Lately the shopping service has not been needed as much and the group discussed what members would like to do to help support the town and creating a team to help tidy the streets was begun.

Trevor created and motivated a band of around 20 members who meet on Tuesday evenings for around an hour-and-a-half.

“I have made contacts with Skipton Town Council who have been very helpful. The councils have suffered from a lack of funding and man-power so we feel what we are doing is helpful for the town. People are often remarking that this is the council’s job, but they haven’t the resources. “It is disheartening when we tidy an area and the following week it is back to its untidy state, but we hope the message will eventually get across and people start using the bins. We have plenty of bins in town.

“If people just picked up 10 pieces of litter each day everywhere would be so much tidier. Just because they haven’t dropped it doesn’t mean they can’t pick it up.

“I don’t know why people drop it in the first place.

“The same can be said about businesses such as takeaways, shops and supermarkets and we are asking them to spend five minutes at the end of their working day to clear up any litter from outside their premises instead of letting it blow away down the street.

“We are also trying to get businesses to use less packaging because it is often this that is causing the littering problem and also puts a strain on the environment.

“There is also the problem of cigarette ends. There are millions and are difficult to pick up, but they are classed as litter and look terrible.”
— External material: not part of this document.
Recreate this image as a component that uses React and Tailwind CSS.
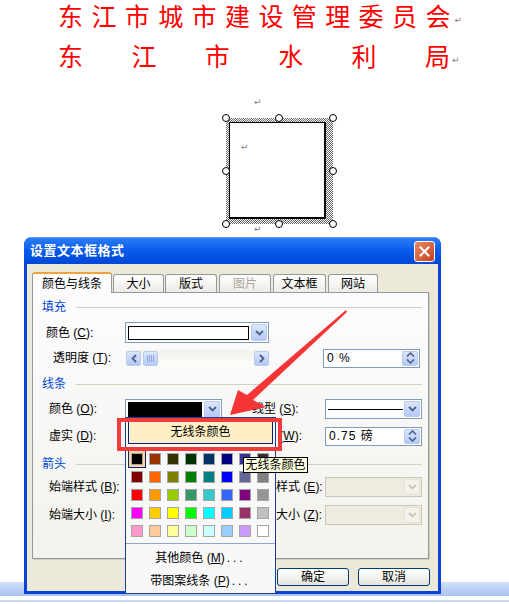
import React from 'react';

const CJK = "font-[family-name:'Liberation_Sans','Noto_Sans_CJK_SC',sans-serif]";

const PALETTE = [
  ['#000000', '#993300', '#333300', '#003300', '#003366', '#000080', '#333399', '#333333'],
  ['#800000', '#FF6600', '#808000', '#008000', '#008080', '#0000FF', '#666699', '#808080'],
  ['#FF0000', '#FF9900', '#99CC00', '#339966', '#33CCCC', '#3366FF', '#800080', '#969696'],
  ['#FF00FF', '#FFCC00', '#FFFF00', '#00FF00', '#00FFFF', '#00CCFF', '#993366', '#C0C0C0'],
  ['#FF99CC', '#FFCC99', '#FFFF99', '#CCFFCC', '#CCFFFF', '#99CCFF', '#CC99FF', '#FFFFFF'],
];

function Ret({ className = '' }) {
  return (
    <span className={`font-[family-name:'DejaVu_Sans',sans-serif] text-[9px] leading-none text-[#808080] ${className}`}>↵</span>
  );
}

function Chevron({ disabled }) {
  return (
    <svg width="9" height="6" viewBox="0 0 9 6">
      <path d="M1 1 L4.5 4.5 L8 1" fill="none" stroke={disabled ? '#C9C7BA' : '#4D6185'} strokeWidth="1.8" />
    </svg>
  );
}

function DropBtn({ disabled }) {
  return (
    <div
      className={`w-[16px] h-full rounded-[2px] border flex items-center justify-center ${
        disabled
          ? 'border-[#E3E1D5] bg-[#F3F2EC]'
          : 'border-[#BAC9EE] bg-gradient-to-b from-[#DCE7FE] to-[#B3C8F7]'
      }`}
    >
      <Chevron disabled={disabled} />
    </div>
  );
}

function SpinBtn() {
  return (
    <div className="w-[16px] h-full rounded-[2px] border border-[#BAC9EE] bg-gradient-to-b from-[#DCE7FE] to-[#B3C8F7] flex flex-col items-center justify-center gap-[2px]">
      <svg width="9" height="5" viewBox="0 0 9 5"><path d="M1 4.5 L4.5 1 L8 4.5" fill="none" stroke="#4D6185" strokeWidth="1.6" /></svg>
      <svg width="9" height="5" viewBox="0 0 9 5"><path d="M1 0.5 L4.5 4 L8 0.5" fill="none" stroke="#4D6185" strokeWidth="1.6" /></svg>
    </div>
  );
}

function Label({ text, k, className = '' }) {
  return (
    <span className={`text-[12px] text-black whitespace-nowrap ${className}`}>
      {text} (<u>{k}</u>):
    </span>
  );
}

function Section({ title }) {
  return (
    <div className="flex items-center h-[16px]">
      <span className="text-[12px] text-[#0046D5]">{title}</span>
      <div className="flex-1 h-px bg-[#D0D0BF] ml-[10px]" />
    </div>
  );
}

function Combo({ w, disabled, children }) {
  return (
    <div
      className={`h-[20px] border flex items-stretch p-[1px] ${w} ${
        disabled ? 'border-[#C9C7BA] bg-[#EEEBE0]' : 'border-[#7F9DB9] bg-white'
      }`}
    >
      <div className="flex-1 flex items-center px-[1px]">{children}</div>
      <DropBtn disabled={disabled} />
    </div>
  );
}

function Spin({ value }) {
  return (
    <div className="w-[97px] h-[19px] border border-[#7F9DB9] bg-white flex items-stretch p-[1px]">
      <div className="flex-1 flex items-center pl-[2px] text-[12px] tracking-[1px]">{value}</div>
      <SpinBtn />
    </div>
  );
}

function Tab({ label, w, active, disabled }) {
  if (active) {
    return (
      <div className={`${w} h-[21px] rounded-t-[3px] border border-b-0 border-[#919B9C] border-t-2 border-t-[#F2A23C] bg-[#FCFCFE] relative z-10 -mb-px flex items-center justify-center text-[12px]`}>
        {label}
      </div>
    );
  }
  return (
    <div
      className={`${w} h-[18px] rounded-t-[3px] border border-b-0 border-[#919B9C] bg-gradient-to-b from-white to-[#ECEBE6] flex items-center justify-center text-[12px] ${
        disabled ? 'text-[#ACA899]' : 'text-black'
      }`}
    >
      {label}
    </div>
  );
}

function Dialog() {
  return (
    <div className="absolute left-[24px] top-[237px] w-[417px] h-[357px] rounded-t-[8px] overflow-hidden bg-[#0842D6] flex flex-col">
      {/* title bar */}
      <div className="h-[27px] flex items-center justify-between bg-gradient-to-b from-[#2C7CF5] via-[#0659EC] to-[#0148D6] border-t border-[#5CA0FF]">
        <span className="pl-[6px] text-white font-bold text-[13px] tracking-[0.5px]">设置文本框格式</span>
        <div className="mr-[6px] w-[21px] h-[21px] rounded-[3px] border border-white bg-gradient-to-br from-[#E98866] to-[#C4401B] flex items-center justify-center">
          <svg width="11" height="11" viewBox="0 0 11 11">
            <path d="M1.5 1.5 L9.5 9.5 M9.5 1.5 L1.5 9.5" stroke="white" strokeWidth="2" strokeLinecap="square" />
          </svg>
        </div>
      </div>

      {/* body */}
      <div className="flex-1 mx-[3px] mb-[3px] bg-[#ECE9D8] pt-[7px] px-[5px]">
        <div className="flex items-end gap-[1px] h-[21px]">
          <Tab label="颜色与线条" w="w-[80px]" active />
          <Tab label="大小" w="w-[51px]" />
          <Tab label="版式" w="w-[52px]" />
          <Tab label="图片" w="w-[52px] ml-[1px]" disabled />
          <Tab label="文本框" w="w-[53px] ml-[1px]" />
          <Tab label="网站" w="w-[50px] ml-[1px]" />
        </div>

        <div className="h-[267px] w-[397px] border border-[#919B9C] bg-gradient-to-b from-[#FCFCFE] to-[#F3F2EC] shadow-[1px_1px_0_#D0CEBF] pt-[6px] pl-[9px] pr-[6px]">
          <Section title="填充" />
          <div className="flex items-center h-[21px] mt-[7px] pl-[4px]">
            <Label text="颜色" k="C" className="w-[79px]" />
            <div className="w-[144px] h-[21px] border border-[#7F9DB9] bg-white flex items-center p-[1px] gap-[2px]">
              <div className="flex-1 h-[14px] ml-[1px] border border-black bg-white" />
              <DropBtn />
            </div>
          </div>
          <div className="flex items-center h-[18px] mt-[6px] pl-[4px]">
            <Label text="透明度" k="T" className="w-[79px] pl-[7px]" />
            <div className="w-[145px] h-[17px] flex items-stretch gap-[2px] bg-gradient-to-b from-[#F3F1EC] to-[#FEFEFB] p-px">
              <div className="w-[15px] rounded-[2px] border border-[#BAC9EE] bg-gradient-to-b from-[#DCE7FE] to-[#B3C8F7] flex items-center justify-center">
                <svg width="6" height="9" viewBox="0 0 6 9"><path d="M5 1 L1.5 4.5 L5 8" fill="none" stroke="#4D6185" strokeWidth="1.8" /></svg>
              </div>
              <div className="w-[15px] rounded-[2px] border border-[#BAC9EE] bg-gradient-to-b from-[#DCE7FE] to-[#B8CCF8] flex items-center justify-center gap-[1px]">
                <div className="w-px h-[7px] bg-[#8FA5DD]" />
                <div className="w-px h-[7px] bg-[#8FA5DD]" />
                <div className="w-px h-[7px] bg-[#8FA5DD]" />
                <div className="w-px h-[7px] bg-[#8FA5DD]" />
              </div>
              <div className="flex-1" />
              <div className="w-[15px] rounded-[2px] border border-[#BAC9EE] bg-gradient-to-b from-[#DCE7FE] to-[#B3C8F7] flex items-center justify-center">
                <svg width="6" height="9" viewBox="0 0 6 9"><path d="M1 1 L4.5 4.5 L1 8" fill="none" stroke="#4D6185" strokeWidth="1.8" /></svg>
              </div>
            </div>
            <div className="ml-[53px]">
              <Spin value="0 %" />
            </div>
          </div>

          <div className="mt-[9px]">
            <Section title="线条" />
          </div>
          <div className="flex items-center h-[20px] mt-[7px] pl-[7px]">
            <Label text="颜色" k="O" className="w-[76px]" />
            <div className="w-[97px] h-[21px] border border-[#7F9DB9] bg-white flex items-center p-[1px] gap-[2px]">
              <div className="flex-1 h-[15px] ml-[1px] bg-black" />
              <DropBtn />
            </div>
            <Label text="线型" k="S" className="w-[73px] ml-[30px]" />
            <Combo w="w-[97px]">
              <div className="w-full h-px bg-black" />
            </Combo>
          </div>
          <div className="flex items-center h-[20px] mt-[7px] pl-[7px]">
            <Label text="虚实" k="D" className="w-[76px]" />
            <Combo w="w-[97px]" />
            <Label text="粗细" k="W" className="w-[73px] ml-[30px]" />
            <Spin value="0.75 磅" />
          </div>

          <div className="mt-[10px]">
            <Section title="箭头" />
          </div>
          <div className="flex items-center h-[20px] mt-[5px] pl-[7px]">
            <Label text="始端样式" k="B" className="w-[76px]" />
            <Combo w="w-[97px]" disabled />
            <Label text="末端样式" k="E" className="w-[73px] ml-[30px]" />
            <Combo w="w-[97px]" disabled />
          </div>
          <div className="flex items-center h-[20px] mt-[8px] pl-[7px]">
            <Label text="始端大小" k="I" className="w-[76px]" />
            <Combo w="w-[97px]" disabled />
            <Label text="末端大小" k="Z" className="w-[73px] ml-[30px]" />
            <Combo w="w-[97px]" disabled />
          </div>
        </div>

        <div className="flex justify-end gap-[9px] pr-[3px] mt-[9px]">
          {['确定', '取消'].map((t) => (
            <div
              key={t}
              className="w-[72px] h-[18px] rounded-[3px] border border-[#003C74] bg-gradient-to-b from-white via-[#F4F4F0] to-[#E3E2DA] flex items-center justify-center text-[12px]"
            >
              {t}
            </div>
          ))}
        </div>
      </div>
    </div>
  );
}

function ColorPopup() {
  return (
    <div className="absolute left-[125px] top-[417px] w-[151px] h-[177px] border border-[#1C3F94] bg-[#F8F8F8] flex flex-col">
      <div className="mx-[2px] mt-[2px] h-[24px] border border-[#0A1F7A] bg-[#FFEFC6] flex items-center justify-center text-[12px]">
        无线条颜色
      </div>
      <div className="mt-[6px] ml-[2px] grid grid-cols-[repeat(8,18px)] grid-rows-[repeat(5,18px)]">
        {PALETTE.flat().map((c, i) => (
          <div
            key={i}
            className={`flex items-center justify-center ${i === 0 ? 'border border-[#0A246A] bg-[#FFD49A]' : ''}`}
          >
            <div className="w-[12px] h-[12px] border border-[#A6A6A6]" style={{ background: c }} />
          </div>
        ))}
      </div>
      <div className="mt-[3px] h-px bg-[#8EA4D4]" />
      <div className="mt-[2px] h-[23px] flex items-center justify-center text-[12px]">
        其他颜色 (<u>M</u>)<span className="tracking-[3px] ml-[2px]">...</span>
      </div>
      <div className="h-[23px] flex items-center justify-center text-[12px]">
        带图案线条 (<u>P</u>)<span className="tracking-[3px] ml-[2px]">...</span>
      </div>
    </div>
  );
}

function TextBoxFrame() {
  const handles = [
    'left-[-4px] top-[-4px]',
    'left-[49px] top-[-4px]',
    'right-[-4px] top-[-4px]',
    'left-[-4px] top-[49px]',
    'right-[-4px] top-[49px]',
    'left-[-4px] bottom-[-4px]',
    'left-[49px] bottom-[-4px]',
    'right-[-4px] bottom-[-4px]',
  ];
  return (
    <div className="relative ml-[226px] w-[107px] h-[106px] bg-[repeating-conic-gradient(#666_0_25%,#fff_0_50%)] bg-[length:2px_2px] pt-[4px] pl-[3px] pr-[7px] pb-[5px]">
      <div className="w-full h-full bg-white border border-black border-r-2 border-b-2 pl-[11px] pt-[10px]">
        <Ret />
      </div>
      {handles.map((h, i) => (
        <div key={i} className={`absolute ${h} w-[8px] h-[8px] rounded-full border border-black bg-white`} />
      ))}
    </div>
  );
}

export default function App() {
  return (
    <div className={`relative w-[509px] h-[604px] overflow-hidden bg-white flex flex-col ${CJK}`}>
      {/* document */}
      <div className="h-[31px] flex items-center pl-[58px] font-[family-name:'Noto_Sans_CJK_SC',sans-serif] text-[25px] leading-[31px] text-[#FF0000]">
        <span className="tracking-[8.4px]">东江市城市建设管理委员</span>
        <span>会</span>
        <Ret className="ml-[4px] mt-[10px]" />
      </div>
      <div className="h-[31px] mt-[9px] flex items-center pl-[58px] font-[family-name:'Noto_Sans_CJK_SC',sans-serif] text-[25px] leading-[31px] text-[#FF0000]">
        <div className="w-[392px] flex justify-between">
          {['东', '江', '市', '水', '利', '局'].map((c) => (
            <span key={c}>{c}</span>
          ))}
        </div>
        <Ret className="ml-[2px] mt-[10px]" />
      </div>
      <div className="mt-[26px] h-[10px] pl-[254px] flex items-center">
        <Ret />
      </div>
      <div className="mt-[11px]">
        <TextBoxFrame />
      </div>
      <div className="pl-[254px] h-[10px] flex items-center">
        <Ret />
      </div>

      {/* status strip behind the dialog */}
      <div className="mt-auto h-[22px] flex flex-col">
        <div className="h-[14px] bg-gradient-to-b from-[#D3E0FA] to-[#A9C2F0]" />
        <div className="h-[4px]" />
        <div className="h-[2px] bg-[#C9D7F3]" />
      </div>

      <Dialog />
      <ColorPopup />

      {/* tooltip */}
      <div className="absolute left-[243px] top-[457px] w-[65px] h-[16px] border border-black bg-[#FFFFE1] flex items-center justify-center text-[12px]">
        无线条颜色
      </div>

      {/* red highlight box */}
      <div className="absolute left-[117px] top-[418px] w-[165px] h-[33px] border-[4px] border-[#F23B3B]" />

      {/* red arrow */}
      <svg className="absolute left-0 top-0 pointer-events-none" width="509" height="604" viewBox="0 0 509 604">
        <polygon
          points="230,415 238,390 247,395 346,310 347,312 253,400 266,407"
          fill="#F53535"
        />
      </svg>
    </div>
  );
}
Trevor said the group places the litter it collects in the bins and if these are full many of the members take it home and put it in their own bins.

The group has also attracted younger people to help out.

“There are two teenage girls who regularly clear up around Aireville Park and there is a nine-year-old boy who comes along with his mother on Tuesdays to help out.”

Trevor says he is happy to carry on leading the group despite being back at work as he feels he is doing his bit in Skipton and hopes more people will join the group when they see what a difference they make to an area.

He may take a break next year to fulfil his dream of walking from him home to Cape Wrath, in the North of Scotland, and back.

He has already proved himself an adventurer after cycling 16,000 miles solo through the Americas 20 years ago.

He charted his journey in a book, North to Alaska, which he brought out in January. He said the reason he left it so long to put pen to paper was because after completing another cycle journey – a brutal winter crossing of the USA by bike five years ago - he realised his twin sister, pregnant at the time of his 16,000-mile journey, knew little about his adventure.

He brought out his book and has been surprised by the level of interest it has received - more than 2,000 copies to date.

In the meantime, he continues to inspire others to care for the environment, in between cycling in the Dales and his job at Ilkley Grammar School.

And it was this determination and care for the community which prompted Skipton Step Into Action member Sally Goodman to put his name forward as Salt of the Earth.

She said: “Trevor has been an active member of Skipton Step into Action since it started and once lockdown eased he started a community litter pick.

“He has organised litter grabbers, donated by the Council and Skipton Building Society and bags, so that anyone can join in.

“He has spoken with the big supermarkets about them helping to clear the litter on their grounds and he has such a kind but assertive way about him. “He is very modest and says he doesn’t want to be the organiser, but he is a natural leader. “He will be very embarrassed by this nomination, but I think he deserves it. It’s brought people together for a common cause and is making a difference to the town.”